Bir kere bir parfümü çoğu kişinin sevmesi, kokusunun modern parfüm tredlerine uyması benim pek umurumda olan şeyler değil. Çok satan parfümlerin çok iyi parfümler olmadıklarını da gayet iyi biliyorum. 1 Million bence biraz fazla tatlı bir kokuya sahip. Evet biraz tatlılık fena olmaz parfümlerde ama burada ipin ucu kaçmış sanki. Bu şekerli his bir süre sonra beni baymaya başlıyor. Ayrıca eşsiz, benzersiz bir kokusu yok. Uzun süreli kullanımlarda sıkılıyorsunuz. Ayrıca orta notalardan itibaren başlayan yapaylık hoşuma gitmedi. Mesela Bulgari – Black’de de var yapay bir deri kullanımı. Ama orada öylesine ustaca vanilya ile harmanlanmış ki insan hayran oluyor. Burada o özen gösterilmemiş.

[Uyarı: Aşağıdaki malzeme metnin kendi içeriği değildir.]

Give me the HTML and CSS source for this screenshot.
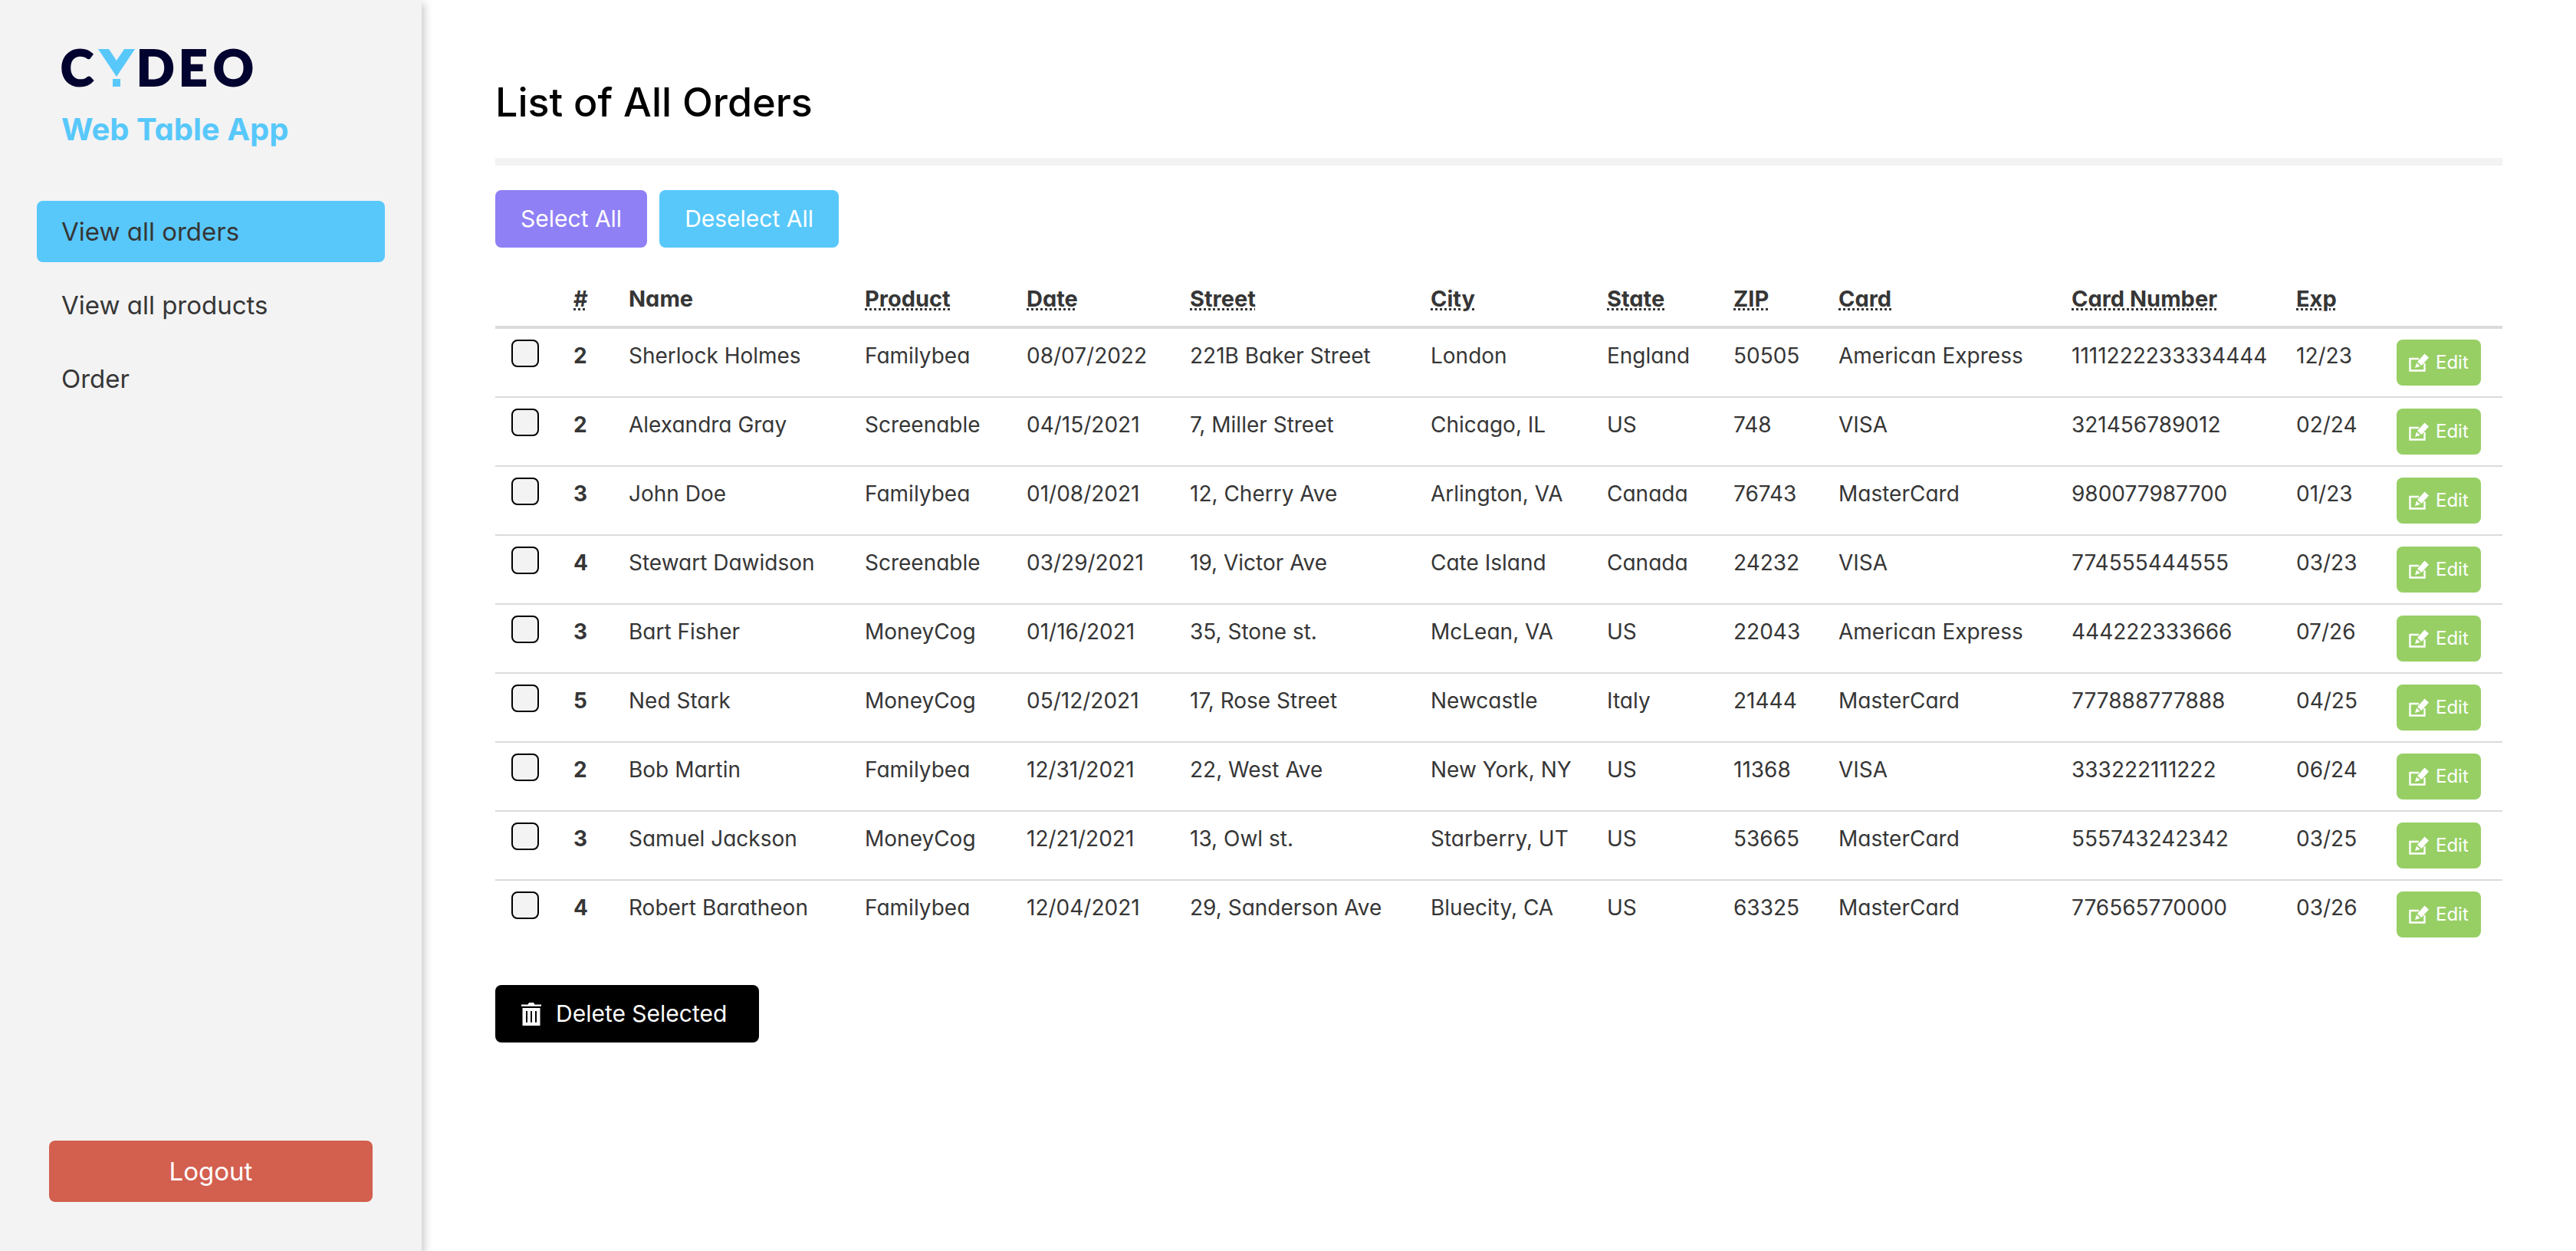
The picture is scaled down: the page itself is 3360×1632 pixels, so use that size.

1 Million tamamen kötü bir parfüm değil bence. O kadar da abartmamak lazım. Hatta başlangıcı ve orta notalarındaki tatlı baharatlar gayet hoş. Ama muhteşem de değil. Özellikle gece kulüplerinde yada popüler mekanlara gittiğinizde büyük ihtimal bu kokuyu etrafınızdaki birçok kişiden duyacaksınız. Yine de benim için yeterli değil.
Parfümün açıklanan üç tasarımcısı ise şunlar: Michel Girard, Olivier Pescheux ve Christophe Raynauld. Bu parfüm gerek şişesiyle, gerek pazarlama faaliyetleri, gerek kokusu ile tam bir konsept olarak insanlara sunulmuş ve gördüğüm kadarıyla da başarılı olmuş.
1 Million’un kalıcılığı bir EDT’ye göre etkileyici. Parfümün artılarından birisi kalıcılık. Farkedilirliği de başlarda gayet iyi. Bu iki kriter başarılı diyebilirim. Sonbahar-kış kullanımına daha uygun. Yazın kullanmak boğucu olabilir. 30 yaş ve altındaki erkeklere daha çok yakışacaktır. Genç, enerjik ve dinamik bir tarzı var.
Artıları:
+ Başlangıcındaki modern portakal kullanımı güzel.
+ Bir çok kişinin sevebileceği tarzıyla bolca övgüler alabilirsiniz.
+ Kalıcılığı fena değil.
Eksileri:
- Sonlara doğru ortaya çıkan yapaylık hiç hoşuma gitmedi.
- Çok popüler olduğu için bir çok kişi ile pişti olma durumunuz var.